▶ [Material]
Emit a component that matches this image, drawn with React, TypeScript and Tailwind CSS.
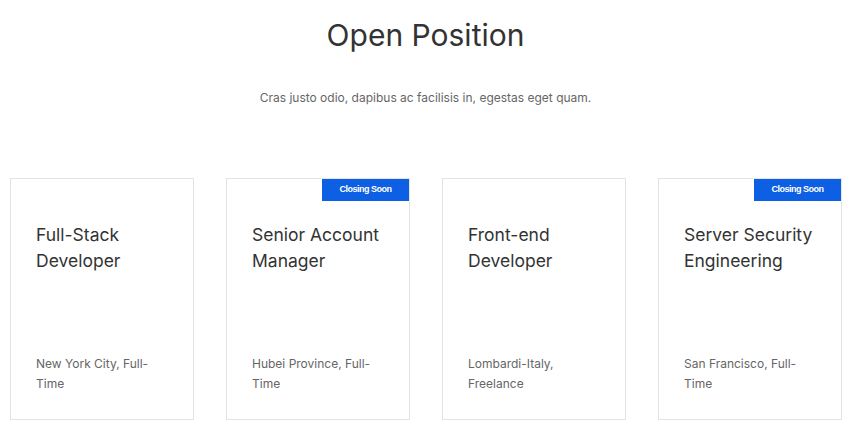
const jobs = [
  { title: 'Full-Stack Developer', place: 'New York City, Full-Time', closing: false },
  { title: 'Senior Account Manager', place: 'Hubei Province, Full-Time', closing: true },
  { title: 'Front-end Developer', place: 'Lombardi-Italy, Freelance', closing: false },
  { title: 'Server Security Engineering', place: 'San Francisco, Full-Time', closing: true },
]

function JobCard({ title, place, closing }: { title: string; place: string; closing: boolean }) {
  return (
    <div className="relative flex h-[242px] w-[184px] flex-col justify-between border border-[#e3e3e3] bg-white pb-[26px] pl-[25px] pr-[28px] pt-[43px]">
      {closing && (
        <span className="absolute right-0 top-0 flex h-[22px] w-[87px] items-center justify-center bg-[#0d5fe3] font-['Liberation_Sans',sans-serif] text-[9px] font-bold tracking-[-0.5px] text-white">
          Closing Soon
        </span>
      )}
      <h3 className="text-[17.5px] leading-[26px] text-[#333]">{title}</h3>
      <p className="text-[12px] leading-[19.5px] text-[#666]">{place}</p>
    </div>
  )
}

export default function App() {
  return (
    <div className="min-h-[439px] bg-white font-['Inter',sans-serif]">
      <div className="pr-[14px] pt-[16px] text-center">
        <h2 className="text-[30px] leading-[38px] text-[#333]">Open Position</h2>
        <p className="mt-[34px] text-[12px] leading-[20px] text-[#666]">
          Cras justo odio, dapibus ac facilisis in, egestas eget quam.
        </p>
      </div>
      <div className="mt-[70px] flex gap-[32px] pl-[10px]">
        {jobs.map((j) => (
          <JobCard key={j.title} {...j} />
        ))}
      </div>
    </div>
  )
}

▶ [Aim] Replicate the material above verbatim; images stay out of the copy.

▶ [Expected output]
Emit a component that matches this image, drawn with React, TypeScript and Tailwind CSS.
const jobs = [
  { title: 'Full-Stack Developer', place: 'New York City, Full-Time', closing: false },
  { title: 'Senior Account Manager', place: 'Hubei Province, Full-Time', closing: true },
  { title: 'Front-end Developer', place: 'Lombardi-Italy, Freelance', closing: false },
  { title: 'Server Security Engineering', place: 'San Francisco, Full-Time', closing: true },
]

function JobCard({ title, place, closing }: { title: string; place: string; closing: boolean }) {
  return (
    <div className="relative flex h-[242px] w-[184px] flex-col justify-between border border-[#e3e3e3] bg-white pb-[26px] pl-[25px] pr-[28px] pt-[43px]">
      {closing && (
        <span className="absolute right-0 top-0 flex h-[22px] w-[87px] items-center justify-center bg-[#0d5fe3] font-['Liberation_Sans',sans-serif] text-[9px] font-bold tracking-[-0.5px] text-white">
          Closing Soon
        </span>
      )}
      <h3 className="text-[17.5px] leading-[26px] text-[#333]">{title}</h3>
      <p className="text-[12px] leading-[19.5px] text-[#666]">{place}</p>
    </div>
  )
}

export default function App() {
  return (
    <div className="min-h-[439px] bg-white font-['Inter',sans-serif]">
      <div className="pr-[14px] pt-[16px] text-center">
        <h2 className="text-[30px] leading-[38px] text-[#333]">Open Position</h2>
        <p className="mt-[34px] text-[12px] leading-[20px] text-[#666]">
          Cras justo odio, dapibus ac facilisis in, egestas eget quam.
        </p>
      </div>
      <div className="mt-[70px] flex gap-[32px] pl-[10px]">
        {jobs.map((j) => (
          <JobCard key={j.title} {...j} />
        ))}
      </div>
    </div>
  )
}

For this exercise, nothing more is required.